▶ [Instruction]: In the following material, identify every line holding the string "React" and return it.

▶ [Listing]:
+--
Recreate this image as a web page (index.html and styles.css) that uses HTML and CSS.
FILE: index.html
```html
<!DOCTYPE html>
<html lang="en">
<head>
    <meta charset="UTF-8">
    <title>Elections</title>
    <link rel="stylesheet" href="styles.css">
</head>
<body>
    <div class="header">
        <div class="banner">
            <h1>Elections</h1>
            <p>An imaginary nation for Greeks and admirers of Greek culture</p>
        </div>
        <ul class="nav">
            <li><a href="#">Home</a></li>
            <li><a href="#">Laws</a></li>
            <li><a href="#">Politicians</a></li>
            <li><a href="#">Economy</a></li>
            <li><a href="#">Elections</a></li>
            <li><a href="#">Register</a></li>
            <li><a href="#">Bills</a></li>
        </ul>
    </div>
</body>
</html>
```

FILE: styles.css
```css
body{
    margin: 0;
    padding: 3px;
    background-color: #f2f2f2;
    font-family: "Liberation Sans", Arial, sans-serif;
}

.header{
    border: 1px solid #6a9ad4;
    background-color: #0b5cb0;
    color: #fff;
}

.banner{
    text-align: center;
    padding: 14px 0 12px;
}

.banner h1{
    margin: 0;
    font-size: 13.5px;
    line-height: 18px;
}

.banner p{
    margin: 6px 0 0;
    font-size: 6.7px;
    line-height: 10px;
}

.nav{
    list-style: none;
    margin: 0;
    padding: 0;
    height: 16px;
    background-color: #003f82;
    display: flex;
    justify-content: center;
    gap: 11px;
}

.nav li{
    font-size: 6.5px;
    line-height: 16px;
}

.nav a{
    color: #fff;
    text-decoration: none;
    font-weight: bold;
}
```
+--
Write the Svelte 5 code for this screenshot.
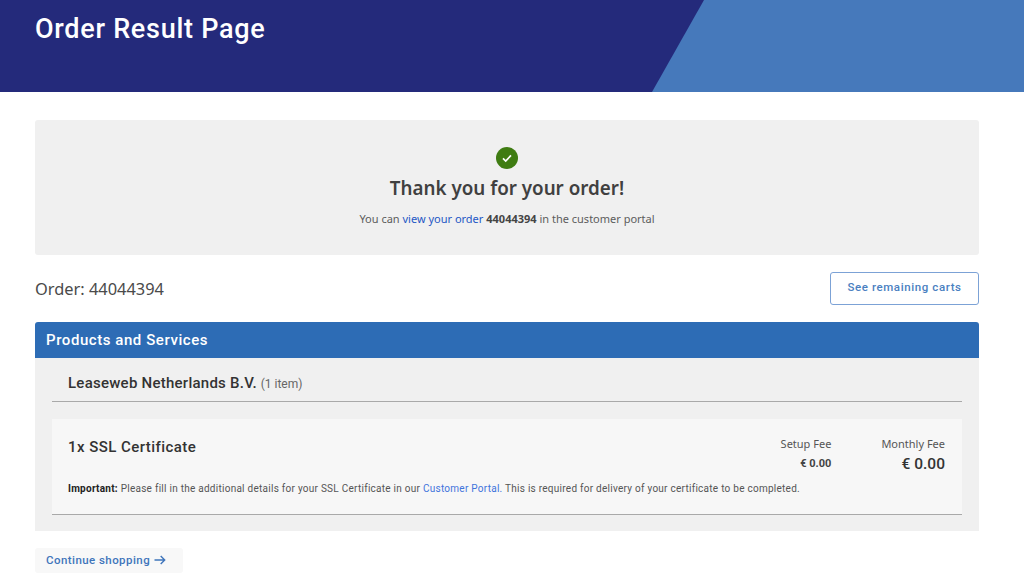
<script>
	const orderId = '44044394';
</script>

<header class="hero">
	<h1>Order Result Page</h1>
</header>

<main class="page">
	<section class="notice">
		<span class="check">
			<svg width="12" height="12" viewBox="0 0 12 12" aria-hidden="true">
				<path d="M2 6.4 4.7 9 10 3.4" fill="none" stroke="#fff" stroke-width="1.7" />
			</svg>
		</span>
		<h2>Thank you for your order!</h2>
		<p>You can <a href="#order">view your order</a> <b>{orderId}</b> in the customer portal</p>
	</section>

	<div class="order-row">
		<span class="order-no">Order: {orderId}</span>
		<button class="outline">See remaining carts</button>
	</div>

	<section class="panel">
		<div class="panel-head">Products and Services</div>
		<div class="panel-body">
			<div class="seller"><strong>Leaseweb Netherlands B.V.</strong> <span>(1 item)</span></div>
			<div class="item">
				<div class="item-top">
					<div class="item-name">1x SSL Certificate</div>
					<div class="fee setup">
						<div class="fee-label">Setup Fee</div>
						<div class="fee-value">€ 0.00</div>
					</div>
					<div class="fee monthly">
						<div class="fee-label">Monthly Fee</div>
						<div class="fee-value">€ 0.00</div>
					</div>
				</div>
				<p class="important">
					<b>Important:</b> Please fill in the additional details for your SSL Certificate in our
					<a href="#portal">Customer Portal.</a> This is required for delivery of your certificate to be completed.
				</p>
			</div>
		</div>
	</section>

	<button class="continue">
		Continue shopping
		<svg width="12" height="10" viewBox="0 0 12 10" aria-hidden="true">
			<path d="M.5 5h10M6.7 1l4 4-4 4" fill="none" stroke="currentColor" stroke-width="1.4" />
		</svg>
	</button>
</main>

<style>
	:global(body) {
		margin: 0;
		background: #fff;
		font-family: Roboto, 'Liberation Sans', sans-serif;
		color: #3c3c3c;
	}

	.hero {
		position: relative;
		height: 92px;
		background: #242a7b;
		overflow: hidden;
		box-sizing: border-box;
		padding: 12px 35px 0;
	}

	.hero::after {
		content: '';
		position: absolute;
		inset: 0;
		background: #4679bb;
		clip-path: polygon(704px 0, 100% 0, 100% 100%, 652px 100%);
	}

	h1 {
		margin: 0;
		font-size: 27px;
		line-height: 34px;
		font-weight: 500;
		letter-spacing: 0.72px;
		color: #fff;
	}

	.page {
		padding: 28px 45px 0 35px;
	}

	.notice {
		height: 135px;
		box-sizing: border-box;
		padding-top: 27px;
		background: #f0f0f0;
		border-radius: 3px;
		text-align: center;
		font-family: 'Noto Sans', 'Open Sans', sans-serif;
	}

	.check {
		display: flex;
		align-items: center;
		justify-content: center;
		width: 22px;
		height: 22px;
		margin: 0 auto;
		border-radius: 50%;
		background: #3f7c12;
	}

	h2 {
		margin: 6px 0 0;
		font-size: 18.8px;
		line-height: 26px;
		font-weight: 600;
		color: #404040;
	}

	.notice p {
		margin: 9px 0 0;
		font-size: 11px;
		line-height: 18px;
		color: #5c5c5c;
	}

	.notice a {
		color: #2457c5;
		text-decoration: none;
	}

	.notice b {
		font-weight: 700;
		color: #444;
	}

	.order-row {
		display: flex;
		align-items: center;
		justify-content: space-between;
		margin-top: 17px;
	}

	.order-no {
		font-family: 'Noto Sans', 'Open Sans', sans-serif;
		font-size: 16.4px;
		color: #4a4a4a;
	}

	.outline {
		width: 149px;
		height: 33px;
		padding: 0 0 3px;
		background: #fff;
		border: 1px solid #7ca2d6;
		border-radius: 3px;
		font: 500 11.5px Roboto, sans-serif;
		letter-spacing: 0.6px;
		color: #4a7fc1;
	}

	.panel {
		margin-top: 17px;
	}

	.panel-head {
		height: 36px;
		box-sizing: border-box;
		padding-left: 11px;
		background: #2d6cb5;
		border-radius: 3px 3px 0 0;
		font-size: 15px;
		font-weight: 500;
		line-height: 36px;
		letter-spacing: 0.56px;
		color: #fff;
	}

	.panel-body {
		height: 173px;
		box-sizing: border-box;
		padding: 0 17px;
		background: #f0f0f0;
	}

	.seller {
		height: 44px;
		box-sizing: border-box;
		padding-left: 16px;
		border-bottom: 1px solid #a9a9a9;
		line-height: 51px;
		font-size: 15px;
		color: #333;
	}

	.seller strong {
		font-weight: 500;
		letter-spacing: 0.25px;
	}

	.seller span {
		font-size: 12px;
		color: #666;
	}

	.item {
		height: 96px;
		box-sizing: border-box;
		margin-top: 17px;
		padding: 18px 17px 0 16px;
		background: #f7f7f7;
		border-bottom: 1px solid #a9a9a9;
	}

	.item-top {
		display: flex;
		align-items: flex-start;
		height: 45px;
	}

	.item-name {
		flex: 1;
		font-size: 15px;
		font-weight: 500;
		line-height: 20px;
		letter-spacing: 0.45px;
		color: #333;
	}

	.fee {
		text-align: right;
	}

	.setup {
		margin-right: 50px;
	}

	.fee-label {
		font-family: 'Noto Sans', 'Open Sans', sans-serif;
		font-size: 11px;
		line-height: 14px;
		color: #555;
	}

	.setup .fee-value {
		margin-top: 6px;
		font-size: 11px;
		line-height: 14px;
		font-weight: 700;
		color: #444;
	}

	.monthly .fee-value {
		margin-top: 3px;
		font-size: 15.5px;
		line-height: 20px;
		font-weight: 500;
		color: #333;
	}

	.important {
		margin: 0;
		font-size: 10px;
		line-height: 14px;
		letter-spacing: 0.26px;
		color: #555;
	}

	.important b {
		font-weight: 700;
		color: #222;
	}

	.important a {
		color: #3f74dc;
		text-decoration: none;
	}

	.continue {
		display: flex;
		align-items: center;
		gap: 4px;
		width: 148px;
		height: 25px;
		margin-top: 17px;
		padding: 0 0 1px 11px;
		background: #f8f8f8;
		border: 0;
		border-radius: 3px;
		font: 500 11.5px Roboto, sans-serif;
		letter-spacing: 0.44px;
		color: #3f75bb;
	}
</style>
+--
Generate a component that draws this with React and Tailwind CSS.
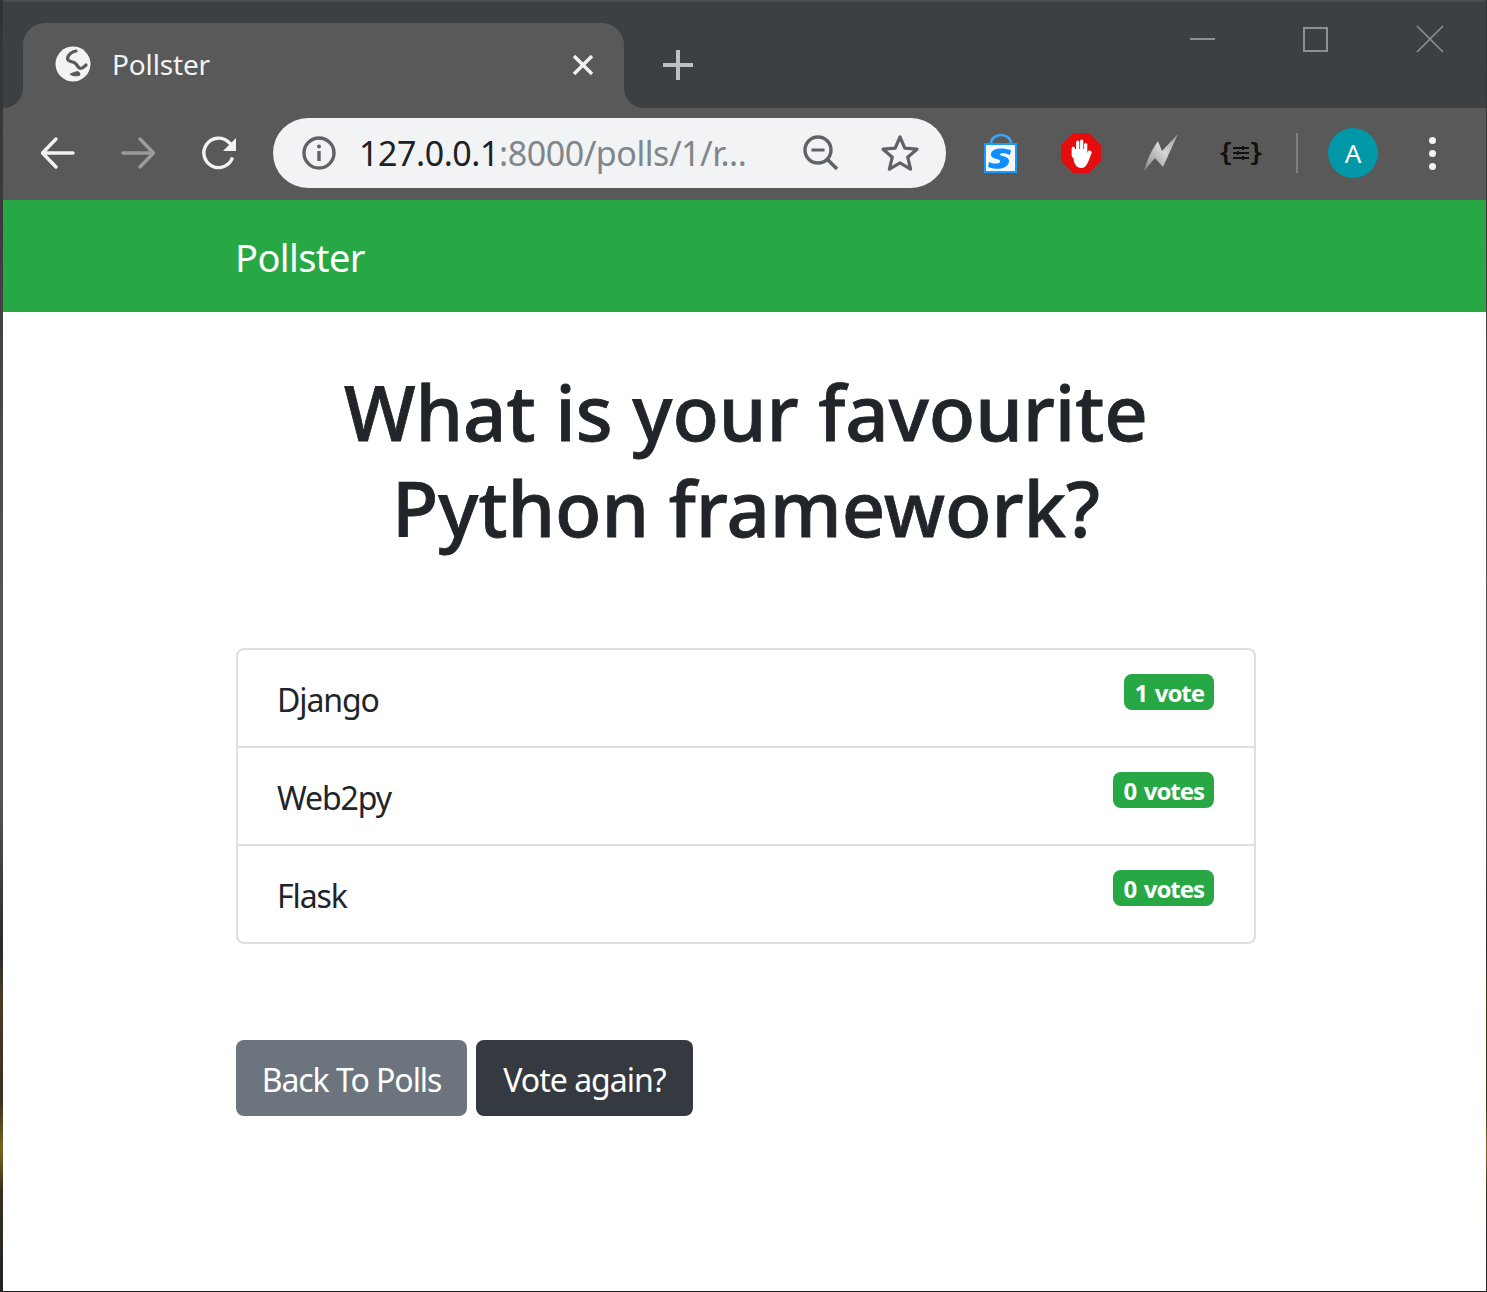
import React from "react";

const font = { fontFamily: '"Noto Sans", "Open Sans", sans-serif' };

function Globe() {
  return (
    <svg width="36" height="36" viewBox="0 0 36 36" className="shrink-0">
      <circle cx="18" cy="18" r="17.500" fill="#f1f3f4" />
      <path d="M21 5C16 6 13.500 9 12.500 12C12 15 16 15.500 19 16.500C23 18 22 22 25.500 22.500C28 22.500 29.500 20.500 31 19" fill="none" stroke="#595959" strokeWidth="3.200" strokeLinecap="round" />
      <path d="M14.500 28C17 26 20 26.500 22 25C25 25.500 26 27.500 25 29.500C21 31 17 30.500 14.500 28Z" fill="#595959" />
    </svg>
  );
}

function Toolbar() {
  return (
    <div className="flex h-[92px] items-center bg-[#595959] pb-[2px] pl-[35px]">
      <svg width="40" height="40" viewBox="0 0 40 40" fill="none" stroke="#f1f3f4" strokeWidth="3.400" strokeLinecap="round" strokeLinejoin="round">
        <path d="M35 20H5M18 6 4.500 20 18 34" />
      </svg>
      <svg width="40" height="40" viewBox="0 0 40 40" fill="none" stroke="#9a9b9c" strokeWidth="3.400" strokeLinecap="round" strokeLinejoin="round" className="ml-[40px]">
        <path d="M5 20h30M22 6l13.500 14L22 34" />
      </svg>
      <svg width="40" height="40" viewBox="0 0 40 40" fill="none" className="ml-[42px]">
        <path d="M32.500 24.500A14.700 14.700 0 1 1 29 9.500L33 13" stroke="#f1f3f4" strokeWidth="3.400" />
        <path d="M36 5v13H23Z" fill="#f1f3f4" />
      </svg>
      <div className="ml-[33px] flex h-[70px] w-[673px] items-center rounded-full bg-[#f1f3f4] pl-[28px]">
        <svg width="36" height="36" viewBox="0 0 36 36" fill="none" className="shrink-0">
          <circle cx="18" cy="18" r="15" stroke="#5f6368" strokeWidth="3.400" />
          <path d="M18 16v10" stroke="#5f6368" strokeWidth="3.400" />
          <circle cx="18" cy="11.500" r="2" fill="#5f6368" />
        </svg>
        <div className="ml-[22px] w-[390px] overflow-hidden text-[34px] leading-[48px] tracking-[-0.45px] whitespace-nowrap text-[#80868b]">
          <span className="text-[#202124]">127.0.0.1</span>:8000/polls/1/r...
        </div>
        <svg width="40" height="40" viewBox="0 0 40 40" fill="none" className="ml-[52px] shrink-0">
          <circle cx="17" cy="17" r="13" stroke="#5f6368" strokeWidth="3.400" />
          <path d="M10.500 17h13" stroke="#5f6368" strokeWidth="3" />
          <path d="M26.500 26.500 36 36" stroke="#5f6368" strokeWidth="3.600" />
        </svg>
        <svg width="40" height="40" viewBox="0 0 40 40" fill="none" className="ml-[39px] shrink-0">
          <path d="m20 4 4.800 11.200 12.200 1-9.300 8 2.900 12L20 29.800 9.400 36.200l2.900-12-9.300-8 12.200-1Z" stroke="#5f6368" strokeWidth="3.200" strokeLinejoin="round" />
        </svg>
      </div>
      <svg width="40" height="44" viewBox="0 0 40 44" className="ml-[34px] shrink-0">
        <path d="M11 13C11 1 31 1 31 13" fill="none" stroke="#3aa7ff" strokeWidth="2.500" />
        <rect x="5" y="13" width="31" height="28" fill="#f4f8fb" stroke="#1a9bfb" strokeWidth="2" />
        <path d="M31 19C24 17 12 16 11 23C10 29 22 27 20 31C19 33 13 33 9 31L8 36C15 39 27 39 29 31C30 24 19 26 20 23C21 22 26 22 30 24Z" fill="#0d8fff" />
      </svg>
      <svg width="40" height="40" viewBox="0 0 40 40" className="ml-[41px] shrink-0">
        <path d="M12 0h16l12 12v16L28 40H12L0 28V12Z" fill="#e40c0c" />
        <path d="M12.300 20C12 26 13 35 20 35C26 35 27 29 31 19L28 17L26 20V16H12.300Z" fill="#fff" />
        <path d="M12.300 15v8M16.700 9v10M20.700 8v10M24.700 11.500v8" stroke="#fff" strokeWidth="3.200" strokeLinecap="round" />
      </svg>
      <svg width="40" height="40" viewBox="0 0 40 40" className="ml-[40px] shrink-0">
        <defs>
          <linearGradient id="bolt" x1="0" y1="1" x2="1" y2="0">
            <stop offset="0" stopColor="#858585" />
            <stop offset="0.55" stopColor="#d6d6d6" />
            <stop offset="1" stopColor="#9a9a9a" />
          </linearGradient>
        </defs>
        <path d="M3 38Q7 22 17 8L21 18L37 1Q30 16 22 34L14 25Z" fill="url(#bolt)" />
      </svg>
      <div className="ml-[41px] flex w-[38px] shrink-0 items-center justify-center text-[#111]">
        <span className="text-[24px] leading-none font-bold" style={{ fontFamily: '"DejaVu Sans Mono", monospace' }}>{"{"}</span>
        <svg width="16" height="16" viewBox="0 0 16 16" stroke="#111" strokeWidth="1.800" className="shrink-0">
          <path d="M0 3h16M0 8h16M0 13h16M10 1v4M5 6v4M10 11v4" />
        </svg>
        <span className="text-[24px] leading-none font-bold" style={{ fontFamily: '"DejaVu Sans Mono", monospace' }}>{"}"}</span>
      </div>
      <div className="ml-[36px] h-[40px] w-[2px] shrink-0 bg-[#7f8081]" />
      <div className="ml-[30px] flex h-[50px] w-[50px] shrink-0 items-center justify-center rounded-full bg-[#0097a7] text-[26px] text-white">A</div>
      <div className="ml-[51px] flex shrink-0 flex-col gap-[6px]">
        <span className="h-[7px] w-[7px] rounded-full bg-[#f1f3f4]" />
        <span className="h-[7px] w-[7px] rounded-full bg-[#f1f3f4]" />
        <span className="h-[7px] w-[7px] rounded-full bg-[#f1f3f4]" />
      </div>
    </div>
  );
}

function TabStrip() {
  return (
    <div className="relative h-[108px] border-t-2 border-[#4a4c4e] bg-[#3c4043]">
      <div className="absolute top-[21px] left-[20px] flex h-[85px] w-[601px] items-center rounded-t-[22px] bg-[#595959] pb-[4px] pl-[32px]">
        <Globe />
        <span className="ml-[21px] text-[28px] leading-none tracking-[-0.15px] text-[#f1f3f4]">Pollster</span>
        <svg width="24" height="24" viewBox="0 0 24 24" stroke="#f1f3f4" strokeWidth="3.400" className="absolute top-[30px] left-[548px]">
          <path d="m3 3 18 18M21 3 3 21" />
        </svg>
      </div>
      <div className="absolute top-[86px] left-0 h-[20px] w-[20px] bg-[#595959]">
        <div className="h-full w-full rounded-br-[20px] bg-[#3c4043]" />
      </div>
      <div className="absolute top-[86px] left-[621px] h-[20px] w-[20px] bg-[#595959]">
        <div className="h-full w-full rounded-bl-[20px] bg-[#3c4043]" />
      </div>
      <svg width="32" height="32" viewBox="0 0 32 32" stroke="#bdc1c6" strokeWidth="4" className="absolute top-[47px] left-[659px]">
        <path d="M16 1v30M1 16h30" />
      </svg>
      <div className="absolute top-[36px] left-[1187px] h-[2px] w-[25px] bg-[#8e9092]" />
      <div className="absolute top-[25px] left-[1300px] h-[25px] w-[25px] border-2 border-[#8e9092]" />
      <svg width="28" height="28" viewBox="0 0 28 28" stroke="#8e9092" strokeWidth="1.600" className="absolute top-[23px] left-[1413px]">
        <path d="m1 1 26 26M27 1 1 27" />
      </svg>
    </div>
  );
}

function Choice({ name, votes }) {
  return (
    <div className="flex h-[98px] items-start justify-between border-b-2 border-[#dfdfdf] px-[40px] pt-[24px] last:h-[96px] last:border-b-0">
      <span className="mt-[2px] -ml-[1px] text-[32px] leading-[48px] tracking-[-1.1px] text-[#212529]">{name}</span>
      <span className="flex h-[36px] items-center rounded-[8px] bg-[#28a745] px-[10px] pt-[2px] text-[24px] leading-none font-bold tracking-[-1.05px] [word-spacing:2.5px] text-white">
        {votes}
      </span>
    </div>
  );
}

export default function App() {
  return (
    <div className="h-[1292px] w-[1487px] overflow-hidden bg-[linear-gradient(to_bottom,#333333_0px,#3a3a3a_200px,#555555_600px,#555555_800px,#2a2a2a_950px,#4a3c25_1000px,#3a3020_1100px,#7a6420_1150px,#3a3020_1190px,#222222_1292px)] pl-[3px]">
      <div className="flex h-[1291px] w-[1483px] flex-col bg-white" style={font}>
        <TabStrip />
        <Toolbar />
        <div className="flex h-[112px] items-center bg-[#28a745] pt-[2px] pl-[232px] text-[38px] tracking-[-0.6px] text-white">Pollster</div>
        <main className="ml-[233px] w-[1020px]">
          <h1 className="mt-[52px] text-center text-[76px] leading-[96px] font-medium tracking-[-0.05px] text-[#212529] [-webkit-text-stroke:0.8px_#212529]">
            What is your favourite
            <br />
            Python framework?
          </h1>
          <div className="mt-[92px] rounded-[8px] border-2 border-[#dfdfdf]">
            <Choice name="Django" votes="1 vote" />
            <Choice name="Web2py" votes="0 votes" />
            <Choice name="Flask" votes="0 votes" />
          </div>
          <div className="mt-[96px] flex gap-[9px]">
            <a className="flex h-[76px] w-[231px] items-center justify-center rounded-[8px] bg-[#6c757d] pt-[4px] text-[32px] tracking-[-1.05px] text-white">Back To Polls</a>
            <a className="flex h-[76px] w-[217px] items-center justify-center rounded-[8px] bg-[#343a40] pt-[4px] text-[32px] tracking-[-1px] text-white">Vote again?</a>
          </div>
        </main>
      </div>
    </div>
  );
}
+--
▶ [Solved exercise]:
Generate a component that draws this with React and Tailwind CSS.
import React from "react";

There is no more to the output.